- Exercise directions -
Reproduce each line of the material exactly, minus any picture.

*****

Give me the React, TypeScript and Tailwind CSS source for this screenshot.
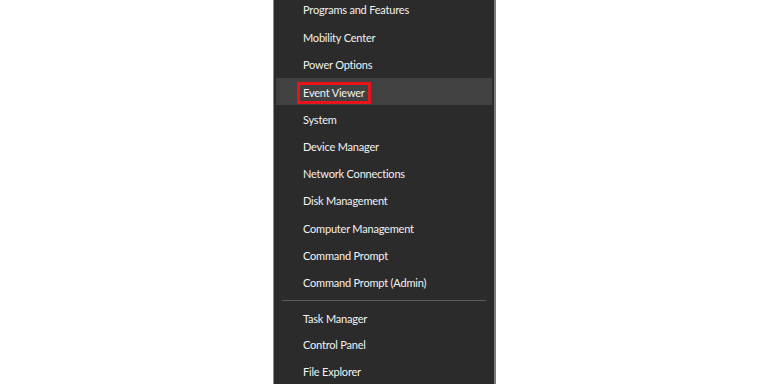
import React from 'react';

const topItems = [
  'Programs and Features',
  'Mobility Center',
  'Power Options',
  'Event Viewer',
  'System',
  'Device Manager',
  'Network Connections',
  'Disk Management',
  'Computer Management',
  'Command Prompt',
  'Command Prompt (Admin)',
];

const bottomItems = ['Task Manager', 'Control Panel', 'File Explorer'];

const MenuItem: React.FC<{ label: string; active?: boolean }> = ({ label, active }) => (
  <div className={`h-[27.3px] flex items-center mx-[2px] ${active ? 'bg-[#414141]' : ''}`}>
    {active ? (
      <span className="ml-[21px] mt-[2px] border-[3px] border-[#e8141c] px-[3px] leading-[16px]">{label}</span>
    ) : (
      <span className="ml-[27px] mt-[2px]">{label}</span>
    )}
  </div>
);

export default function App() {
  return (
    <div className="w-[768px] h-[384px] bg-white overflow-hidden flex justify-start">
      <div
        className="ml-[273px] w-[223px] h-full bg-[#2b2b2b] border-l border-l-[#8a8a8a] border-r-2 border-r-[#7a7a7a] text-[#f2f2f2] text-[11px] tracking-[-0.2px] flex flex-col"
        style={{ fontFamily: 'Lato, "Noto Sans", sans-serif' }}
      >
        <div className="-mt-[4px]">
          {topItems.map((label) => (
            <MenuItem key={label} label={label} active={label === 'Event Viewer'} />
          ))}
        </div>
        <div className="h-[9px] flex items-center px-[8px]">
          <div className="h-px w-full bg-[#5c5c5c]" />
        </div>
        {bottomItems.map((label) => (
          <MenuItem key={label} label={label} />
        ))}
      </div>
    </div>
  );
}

*****

- Task solution -
Give me the React, TypeScript and Tailwind CSS source for this screenshot.
import React from 'react';

const topItems = [
  'Programs and Features',
  'Mobility Center',
  'Power Options',
  'Event Viewer',
  'System',
  'Device Manager',
  'Network Connections',
  'Disk Management',
  'Computer Management',
  'Command Prompt',
  'Command Prompt (Admin)',
];

const bottomItems = ['Task Manager', 'Control Panel', 'File Explorer'];

const MenuItem: React.FC<{ label: string; active?: boolean }> = ({ label, active }) => (
  <div className={`h-[27.3px] flex items-center mx-[2px] ${active ? 'bg-[#414141]' : ''}`}>
    {active ? (
      <span className="ml-[21px] mt-[2px] border-[3px] border-[#e8141c] px-[3px] leading-[16px]">{label}</span>
    ) : (
      <span className="ml-[27px] mt-[2px]">{label}</span>
    )}
  </div>
);

export default function App() {
  return (
    <div className="w-[768px] h-[384px] bg-white overflow-hidden flex justify-start">
      <div
        className="ml-[273px] w-[223px] h-full bg-[#2b2b2b] border-l border-l-[#8a8a8a] border-r-2 border-r-[#7a7a7a] text-[#f2f2f2] text-[11px] tracking-[-0.2px] flex flex-col"
        style={{ fontFamily: 'Lato, "Noto Sans", sans-serif' }}
      >
        <div className="-mt-[4px]">
          {topItems.map((label) => (
            <MenuItem key={label} label={label} active={label === 'Event Viewer'} />
          ))}
        </div>
        <div className="h-[9px] flex items-center px-[8px]">
          <div className="h-px w-full bg-[#5c5c5c]" />
        </div>
        {bottomItems.map((label) => (
          <MenuItem key={label} label={label} />
        ))}
      </div>
    </div>
  );
}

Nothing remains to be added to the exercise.